Marketers have the data and tools for real-time changes

Marketing data simply needs to move faster. Overproduction of assets has become the norm for global brands, yet marketers rarely have access to any analysis of what’s working around the world. 

Data isn’t shared in real time from one centralized, supervising crew, so there’s no way to swap in creative that is performing better in other markets. In fact, the global marketing department may never learn that individual markets chose not to use certain creative assets.

The net result is that, at best, brands collect data at the end of a campaign, review the results and make adjustments for the next project. That’s the equivalent of an F1 team watching the race from the stands, then huddling after their two drivers come in last to see if they can figure out why. 

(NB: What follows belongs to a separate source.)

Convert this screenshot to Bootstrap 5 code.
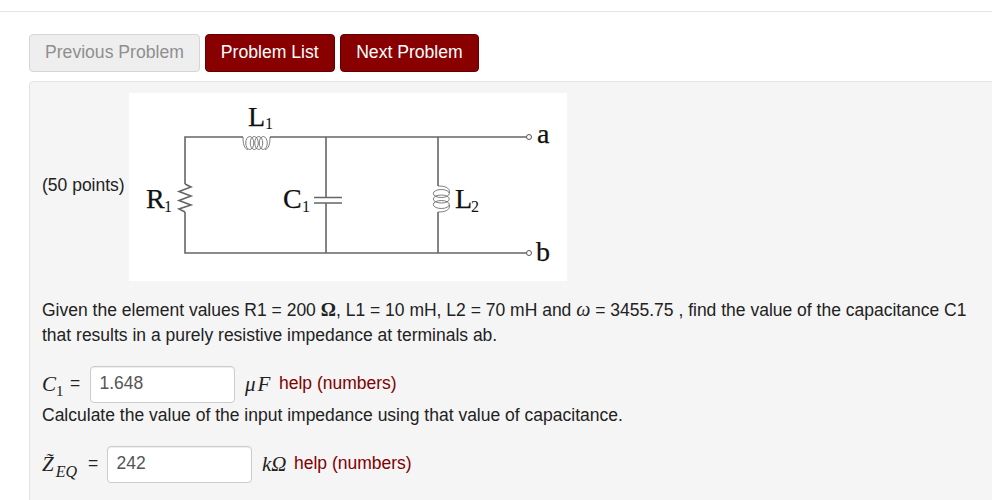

The irony is that F1 teams rely on AWS for cloud hosting – the very same cloud infrastructure that powers so many marketing data and measurement platforms. There’s no reason the ad space can’t have the same real-time capabilities.

Winning data

It’s time for marketers to do what all F1 teams do: practice, test, iterate, learn and react. They need to treat the first critical days of a campaign as testing or “practice.” By optimizing campaigns in near real time, the early signals should improve the overall ROI for the full campaign, as well as the investment in talent and creative for future campaigns.

Marketers can launch complex plans swiftly and precisely. They can watch campaigns unfold as they track performance across screens. Doing so will have a huge impact on a brand’s bottom line, helping them put away the stopwatch and drive more revenue.